The basic Weyl ordering property generating all the Weyl ordering identities for polynomial functions is: $$ ((sq+tp)^n)_W = (sQ+tP)^n $$ $(q, p)$ are the commuting phase space variables, $(Q, P)$ are the corresponding noncommuting operators (satisfying $[Q,P] = i\hbar $).
For example for n = 2, the identity coming from the coefficient for the $st$ term is the known basic Weyl ordering identity: $$ (qp)_W = \frac{1}{2}(QP+PQ) $$
By choosing the classical Hamiltonian as $h(p,q) = (sq+tp)^n$ and carefully performing the Fourier and inverse Fourier transforms, we obtain the Weyl identity: $$ \int {dx\over2\pi}{dk\over2\pi} e^{ixP + ikQ} \int dpdqe^{-ixp-ikq} (sq+tp)^n =(sQ+tP)^n $$
The Fourier integral can be solved after the change of variables: $$ l = sq+tp, m = tq-sp $$ and using the identity $$ \int dl e^{-iul} l^n =2 \pi \frac{\partial^n}{\partial v^n} \delta_D(v)|_{v=u} $$ Where $\delta_D$ is the Dirac delta function.
@David Bar Moshe: In this equation what are the x and k? In fact, in my question there are also x and p. What are they in that context? For integration wrt x an k what are the upper and lower limits? Can you please write it explicitly?

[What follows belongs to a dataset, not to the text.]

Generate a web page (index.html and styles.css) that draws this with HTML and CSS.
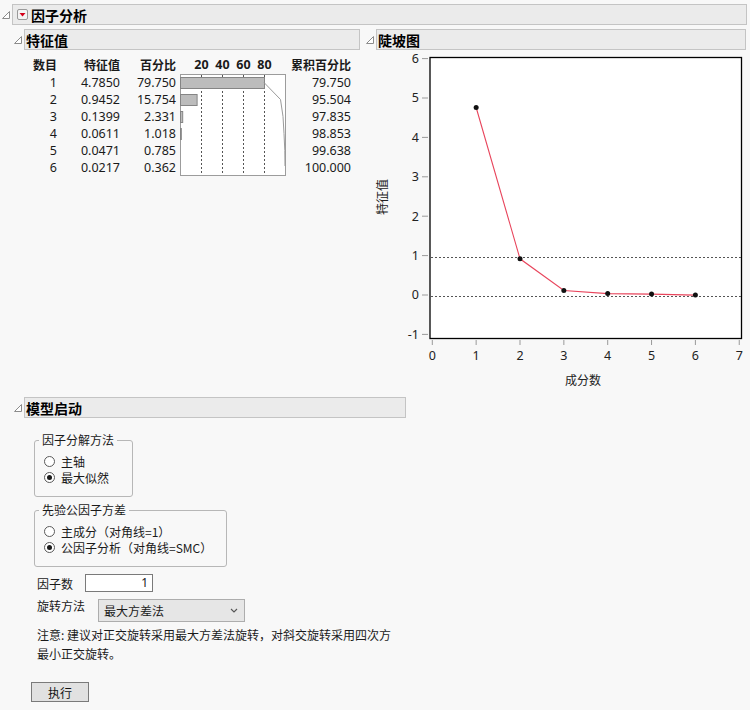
FILE: index.html
```html
<!DOCTYPE html>
<html lang="zh">
<head>
<meta charset="utf-8">
<title>因子分析</title>
<link rel="stylesheet" href="styles.css">
</head>
<body>
<div class="report">
  <div class="ol-row top">
    <svg class="tri" width="8" height="8" viewBox="0 0 8 8"><polygon points="0.5,7.5 7.5,7.5 7.5,0.5" fill="#fff" stroke="#8c8c8c"/></svg>
    <div class="ol-head">
      <span class="dd"><svg width="11" height="11" viewBox="0 0 11 11"><rect x="0.5" y="0.5" width="10" height="10" rx="1.5" fill="#f4f4f4" stroke="#9a9a9a"/><polygon points="2.5,4 8.5,4 5.5,7.5" fill="#d4001a"/></svg></span>
      <span>因子分析</span>
    </div>
  </div>
  <div class="ol-body">
    <div class="top-cols">
      <div class="col-left">
        <div class="ol-row">
          <svg class="tri" width="8" height="8" viewBox="0 0 8 8"><polygon points="0.5,7.5 7.5,7.5 7.5,0.5" fill="#fff" stroke="#8c8c8c"/></svg>
          <div class="ol-head">特征值</div>
        </div>
        <div class="eig">
          <div class="chart">
            <svg width="106" height="102" viewBox="0 0 106 102">
              <rect x="0.5" y="0.5" width="105" height="101" fill="#fff" stroke="#9c9c9c"/>
              <g stroke="#555" stroke-dasharray="2,2" stroke-width="1">
                <line x1="21.5" y1="1" x2="21.5" y2="101"/>
                <line x1="42.5" y1="1" x2="42.5" y2="101"/>
                <line x1="63.5" y1="1" x2="63.5" y2="101"/>
                <line x1="84.5" y1="1" x2="84.5" y2="101"/>
              </g>
              <g fill="#bcbcbc" stroke="#858585">
                <rect x="0.5" y="3.5" width="84" height="11"/>
                <rect x="0.5" y="20.5" width="16.6" height="11"/>
                <rect x="0.5" y="37.5" width="2.2" height="11"/>
                <rect x="0.5" y="54.5" width="0.8" height="11"/>
              </g>
              <polyline points="84,8.5 100.5,25.5 103,42.5 104,59.5 104.8,76.5 105,92" fill="none" stroke="#9a9a9a" stroke-width="1"/>
            </svg>
          </div>
          <div class="h">数目</div>
          <div class="h">特征值</div>
          <div class="h">百分比</div>
          <div class="axis"><span>20</span><span>40</span><span>60</span><span>80</span></div>
          <div class="h">累积百分比</div>

          <div>1</div><div>4.7850</div><div>79.750</div><div>79.750</div>
          <div>2</div><div>0.9452</div><div>15.754</div><div>95.504</div>
          <div>3</div><div>0.1399</div><div>2.331</div><div>97.835</div>
          <div>4</div><div>0.0611</div><div>1.018</div><div>98.853</div>
          <div>5</div><div>0.0471</div><div>0.785</div><div>99.638</div>
          <div>6</div><div>0.0217</div><div>0.362</div><div>100.000</div>
        </div>
      </div>
      <div class="col-right">
        <div class="ol-row">
          <svg class="tri" width="8" height="8" viewBox="0 0 8 8"><polygon points="0.5,7.5 7.5,7.5 7.5,0.5" fill="#fff" stroke="#8c8c8c"/></svg>
          <div class="ol-head">陡坡图</div>
        </div>
        <svg class="scree" width="380" height="345" viewBox="0 0 380 345">
          <rect x="64" y="7.5" width="311.5" height="281" fill="#fff" stroke="#000" stroke-width="1.3"/>
          <g stroke="#9a9a9a" stroke-width="1">
            <line x1="56" y1="8.6" x2="62" y2="8.6"/>
            <line x1="56" y1="48" x2="62" y2="48"/>
            <line x1="56" y1="87.4" x2="62" y2="87.4"/>
            <line x1="56" y1="126.8" x2="62" y2="126.8"/>
            <line x1="56" y1="166.2" x2="62" y2="166.2"/>
            <line x1="56" y1="205.6" x2="62" y2="205.6"/>
            <line x1="56" y1="245" x2="62" y2="245"/>
            <line x1="56" y1="284.4" x2="62" y2="284.4"/>
            <line x1="66.3" y1="290" x2="66.3" y2="295"/>
            <line x1="110.15" y1="290" x2="110.15" y2="295"/>
            <line x1="154" y1="290" x2="154" y2="295"/>
            <line x1="197.85" y1="290" x2="197.85" y2="295"/>
            <line x1="241.7" y1="290" x2="241.7" y2="295"/>
            <line x1="285.55" y1="290" x2="285.55" y2="295"/>
            <line x1="329.4" y1="290" x2="329.4" y2="295"/>
            <line x1="373.25" y1="290" x2="373.25" y2="295"/>
          </g>
          <g class="tick" text-anchor="end">
            <text x="53" y="13">6</text>
            <text x="53" y="52.4">5</text>
            <text x="53" y="91.8">4</text>
            <text x="53" y="131.2">3</text>
            <text x="53" y="170.6">2</text>
            <text x="53" y="210">1</text>
            <text x="53" y="249.4">0</text>
            <text x="53" y="288.8">-1</text>
          </g>
          <g class="tick" text-anchor="middle">
            <text x="66.3" y="310">0</text>
            <text x="110.15" y="310">1</text>
            <text x="154" y="310">2</text>
            <text x="197.85" y="310">3</text>
            <text x="241.7" y="310">4</text>
            <text x="285.55" y="310">5</text>
            <text x="329.4" y="310">6</text>
            <text x="373.25" y="310">7</text>
          </g>
          <g stroke="#555" stroke-dasharray="2,2" stroke-width="1">
            <line x1="65" y1="207.5" x2="375" y2="207.5"/>
            <line x1="65" y1="246.5" x2="375" y2="246.5"/>
          </g>
          <polyline points="110.15,57.5 154,208.8 197.85,240.5 241.7,243.6 285.55,244.1 329.4,245.1" fill="none" stroke="#e8455c" stroke-width="1.1"/>
          <g fill="#111">
            <circle cx="110.15" cy="57.5" r="2.5"/>
            <circle cx="154" cy="208.8" r="2.5"/>
            <circle cx="197.85" cy="240.5" r="2.5"/>
            <circle cx="241.7" cy="243.6" r="2.5"/>
            <circle cx="285.55" cy="244.1" r="2.5"/>
            <circle cx="329.4" cy="245.1" r="2.5"/>
          </g>
          <text class="label" x="217" y="335" text-anchor="middle">成分数</text>
          <text class="label" x="0" y="0" text-anchor="middle" transform="translate(21,147) rotate(-90)">特征值</text>
        </svg>
      </div>
    </div>

    <div class="ol-row model-row">
      <svg class="tri" width="8" height="8" viewBox="0 0 8 8"><polygon points="0.5,7.5 7.5,7.5 7.5,0.5" fill="#fff" stroke="#8c8c8c"/></svg>
      <div class="ol-head">模型启动</div>
    </div>
    <div class="model">
      <fieldset class="grp g1">
        <legend>因子分解方法</legend>
        <div class="radio-row"><span class="radio"></span>主轴</div>
        <div class="radio-row"><span class="radio on"></span>最大似然</div>
      </fieldset>
      <fieldset class="grp g2">
        <legend>先验公因子方差</legend>
        <div class="radio-row"><span class="radio"></span>主成分（对角线=1）</div>
        <div class="radio-row"><span class="radio on"></span>公因子分析（对角线=SMC）</div>
      </fieldset>
      <div class="field-row">
        <span class="lbl">因子数</span>
        <span class="num-input">1</span>
      </div>
      <div class="field-row rot">
        <span class="lbl">旋转方法</span>
        <span class="select">最大方差法<svg width="8" height="5" viewBox="0 0 8 5"><polyline points="1,1 4,4 7,1" fill="none" stroke="#555" stroke-width="1.1"/></svg></span>
      </div>
      <p class="note">注意: 建议对正交旋转采用最大方差法旋转，对斜交旋转采用四次方<br>最小正交旋转。</p>
      <button class="btn" type="button">执行</button>
    </div>
  </div>
</div>
</body>
</html>
```

FILE: styles.css
```css
* { box-sizing: border-box; }
body {
  margin: 0;
  background: #f8f8f8;
  color: #1a1a1a;
  font-family: "Noto Sans CJK SC", "Noto Sans", sans-serif;
  font-size: 12px;
}
.report { padding-top: 4px; width: 750px; }
.ol-row {
  display: flex;
  align-items: center;
  gap: 2px;
}
.ol-row.top { padding-left: 2px; padding-right: 3px; }
.tri { flex: none; display: block; }
.ol-head {
  flex: 1;
  height: 21px;
  background: #ebebeb;
  border: 1px solid #c4c4c4;
  font-weight: bold;
  font-size: 14px;
  line-height: 18px;
  display: flex;
  align-items: center;
  gap: 3px;
  padding-left: 1px;
  color: #000;
}
.ol-row.top .ol-head { padding-left: 4px; }
.dd { display: flex; }
.dd svg { display: block; }
.ol-body { padding-left: 14px; }
.top-cols {
  display: flex;
  gap: 6px;
  margin-top: 4px;
}
.col-left { width: 346px; }
.col-right { width: 380px; }
.scree { display: block; }
.scree .tick { font-family: "Noto Sans", sans-serif; font-size: 12.5px; fill: #222; }
.scree .label { font-family: "Noto Sans CJK SC", sans-serif; font-size: 12px; fill: #222; }

.eig {
  display: grid;
  grid-template-columns: 27px 63px 56px 110px 65px;
  grid-template-rows: 18px repeat(6, 17px);
  margin-top: 6px;
  padding-left: 16px;
  line-height: 17px;
  font-family: "Noto Sans", "Noto Sans CJK SC", sans-serif;
  font-size: 12.5px;
}
.eig > div { text-align: right; white-space: nowrap; }
.eig .h { font-family: "Noto Sans CJK SC", sans-serif; font-weight: bold; font-size: 12px; line-height: 18px; }
.eig .chart {
  grid-column: 4;
  grid-row: 2 / span 6;
  padding-left: 4px;
  text-align: left;
}
.eig .chart svg { display: block; }
.eig .axis {
  display: flex;
  padding-left: 15px;
  font-weight: bold;
  font-size: 12.5px;
  line-height: 18px;
}
.eig .axis span { width: 21px; text-align: center; }

.model-row { margin-top: 2px; }
.model-row .ol-head { flex: none; width: 382px; }
.model { padding-left: 20px; }
.grp {
  margin: 0;
  border: 1px solid #b7b7b7;
  border-radius: 3px;
  padding: 5px 4px 11px 9px;
  min-width: 0;
}
.grp legend {
  padding: 0 3px;
  margin-left: -5px;
  line-height: 16px;
  font-size: 12px;
  white-space: nowrap;
}
.g1 { margin-top: 14px; width: 99px; }
.g2 { margin-top: 5px; width: 193px; }
.radio-row {
  display: flex;
  align-items: center;
  height: 16px;
  gap: 6px;
  white-space: nowrap;
}
.radio {
  width: 11px;
  height: 11px;
  border: 1px solid #5a5a5a;
  border-radius: 50%;
  background: #fff;
  flex: none;
  position: relative;
}
.radio.on::after {
  content: "";
  position: absolute;
  left: 2px;
  top: 2px;
  width: 5px;
  height: 5px;
  border-radius: 50%;
  background: #1a1a1a;
}
.field-row {
  display: flex;
  align-items: center;
  margin-top: 7px;
  padding-left: 3px;
  height: 18px;
}
.field-row .lbl { width: 48px; }
.num-input {
  width: 68px;
  height: 18px;
  background: #fff;
  border: 1px solid #7a7a7a;
  text-align: right;
  padding-right: 4px;
  line-height: 16px;
  font-family: "Noto Sans", sans-serif;
}
.field-row.rot {
  height: 23px;
  align-items: flex-start;
}
.field-row.rot .lbl { width: 61px; line-height: 14px; }
.select {
  width: 147px;
  height: 23px;
  background: #e6e6e6;
  border: 1px solid #adadad;
  display: flex;
  align-items: center;
  justify-content: space-between;
  padding: 0 6px 0 5px;
  font-size: 12px;
}
.select svg { display: block; }
.note {
  margin: 3px 0 0 3px;
  line-height: 19px;
  font-size: 12px;
}
.btn {
  display: block;
  margin: 19px 0 0 -3px;
  width: 58px;
  height: 20px;
  background: #e1e1e1;
  border: 1px solid #7a7a7a;
  border-radius: 0;
  font-family: "Noto Sans CJK SC", sans-serif;
  font-size: 12px;
  padding: 0;
  color: #111;
}
```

– rainman Mar 19 '13 at 18:07Another way to look at this:
$e^{ix\hat{P}+ik\hat{Q}}$ is automatically Weyl-ordered. This is because each term in the Taylor expansion, $\frac{1}{n!}(ix\hat{P}+ik\hat{Q})^n$, is Weyl-ordered. You can see this just by multiplying out the terms. For example, $$(\hat{P}+\hat{Q})(\hat{P}+\hat{Q})=\hat{P}^2+\hat{P}\hat{Q}+\hat{Q}\hat{P}+\hat{Q}^2.$$ More generally, if $\hat{P}^m\hat{Q}^l\hat{P}^p\cdots$ is a term in $(\hat{P}+\hat{Q})^n$, then every unique permutation of those factors is also a term in $(\hat{P}+\hat{Q})^n$.

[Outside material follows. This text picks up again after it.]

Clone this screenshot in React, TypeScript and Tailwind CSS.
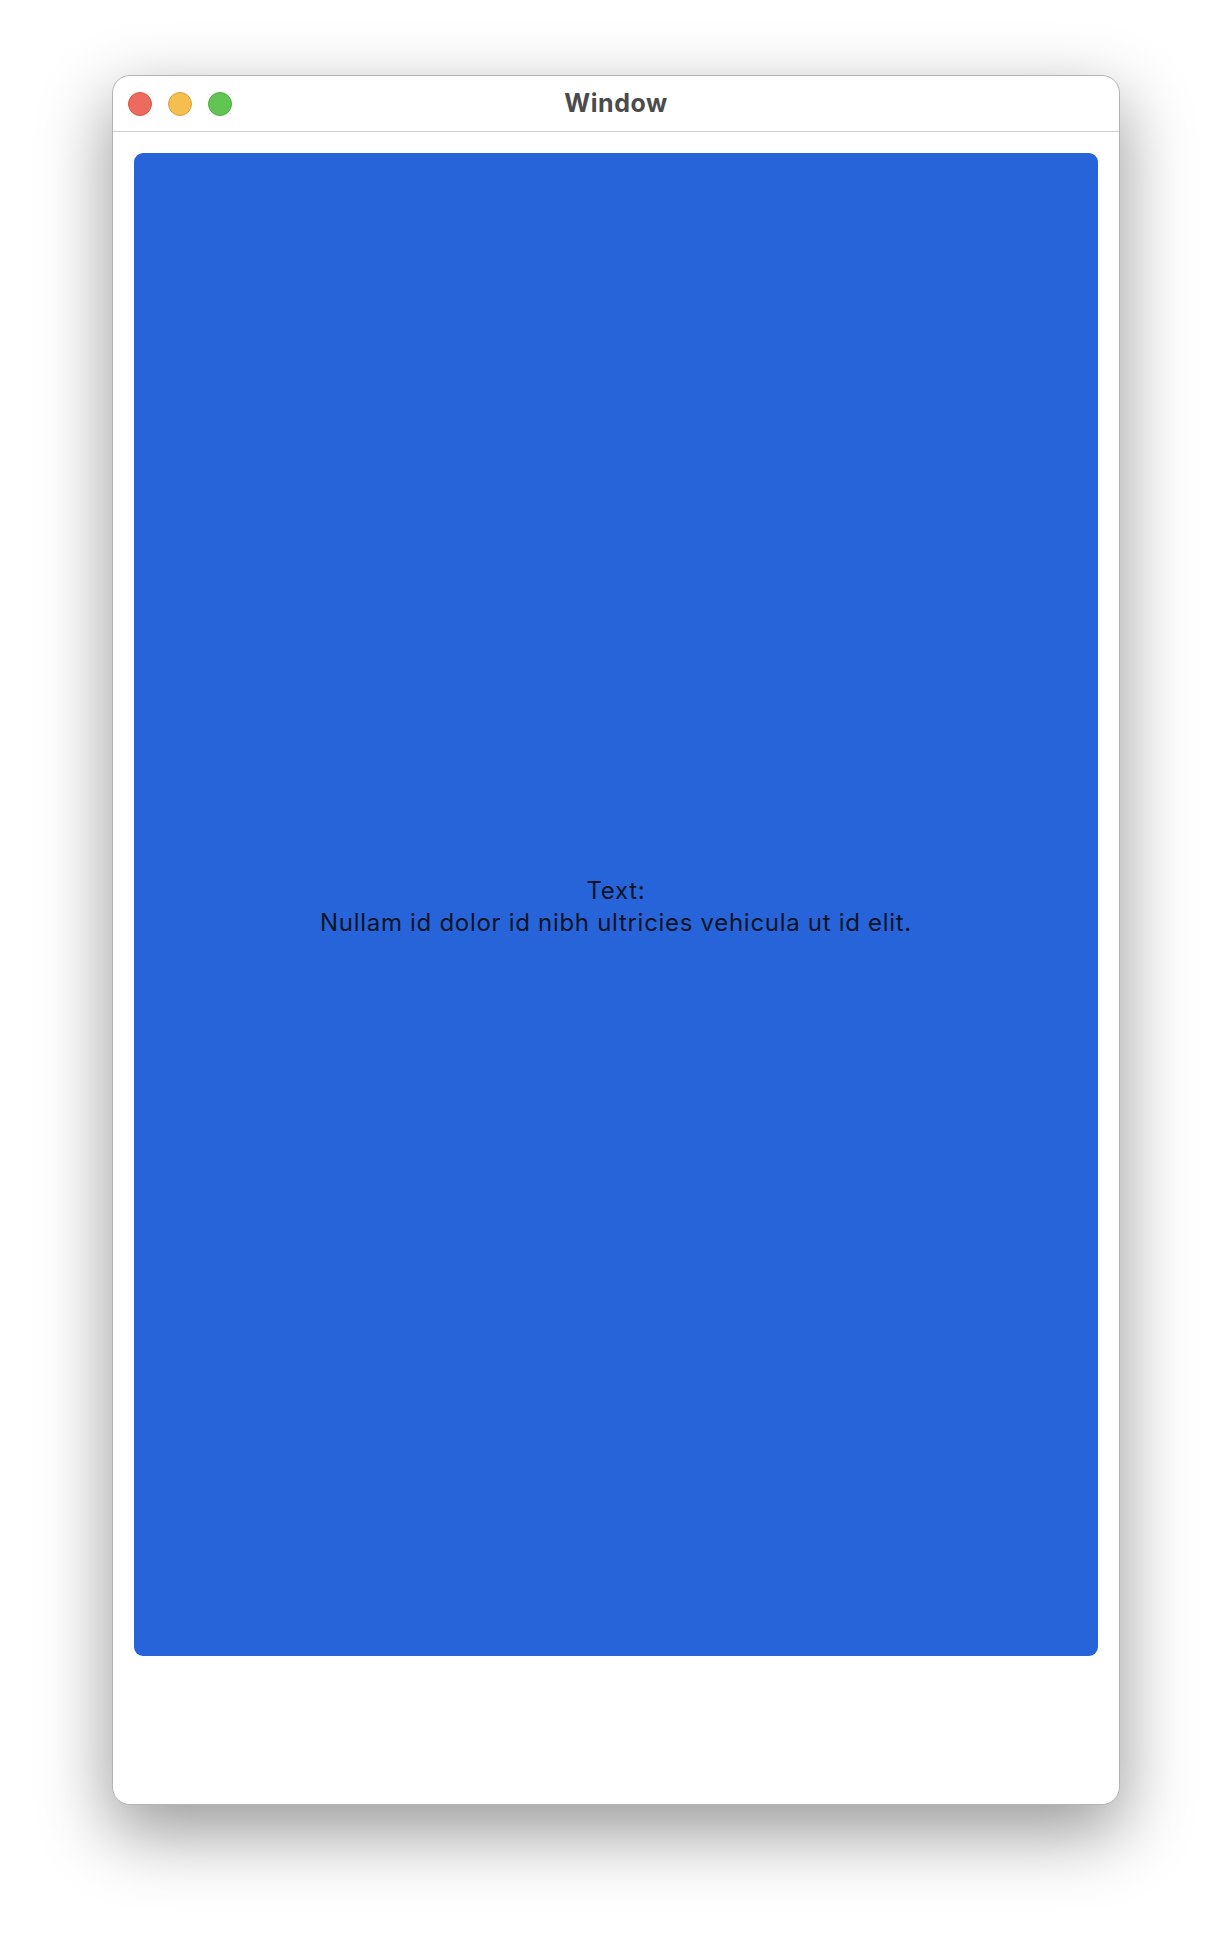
import React from "react";

const lights = [
  "bg-[#ed6a5e] border-[#d5554a]",
  "bg-[#f5bf4f] border-[#d9a23c]",
  "bg-[#61c554] border-[#4ea943]",
];

const App: React.FC = () => {
  return (
    <div
      className="w-[1232px] h-[1954px] bg-white flex justify-center pt-[75px]"
      style={{ fontFamily: "Inter, 'Open Sans', sans-serif" }}
    >
      <div className="w-[1008px] h-[1730px] flex flex-col bg-white border border-[#b4b4b4] rounded-[18px] overflow-hidden shadow-[0_26px_70px_2px_rgba(0,0,0,0.40)]">
        {/* title bar */}
        <div className="h-[56px] shrink-0 grid grid-cols-[1fr_auto_1fr] items-center border-b border-[#cdcdcd]">
          <div className="flex items-center gap-4 pl-[15px]">
            {lights.map((c) => (
              <span key={c} className={`w-6 h-6 rounded-full border ${c}`} />
            ))}
          </div>
          <span className="text-[25px] font-bold text-[#4b4b4b] tracking-[0.5px]">Window</span>
          <div />
        </div>

        {/* content */}
        <div className="p-[21px]">
          <div className="h-[1503px] pt-[5px] rounded-[9px] bg-[#2864d9] flex items-center justify-center text-center text-2xl tracking-[0.7px] text-[#0c1428]">
            <p>
              Text:
              <br />
              Nullam id dolor id nibh ultricies vehicula ut id elit.
            </p>
          </div>
        </div>
      </div>
    </div>
  );
};

export default App;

Therefore, if we take the Fourier transform of a classical Hamiltonian, $$\int dp\,dq\,e^{-ixp-ikq}\,H(p,q),$$ and then take the inverse Fourier transform, only replacing the variables $p$ and $q$ with operators, $$\int {dx\over2\pi}\,{dk\over2\pi}\, e^{ix\hat{P} + ik\hat{Q}} \int dp\,dq\,e^{-ixp-ikq}\,H(p,q),$$ we end up with a Hamiltonian $\hat{H}(\hat{P},\hat{Q})$ that is Weyl-ordered and naturally associated with the classical Hamiltonian.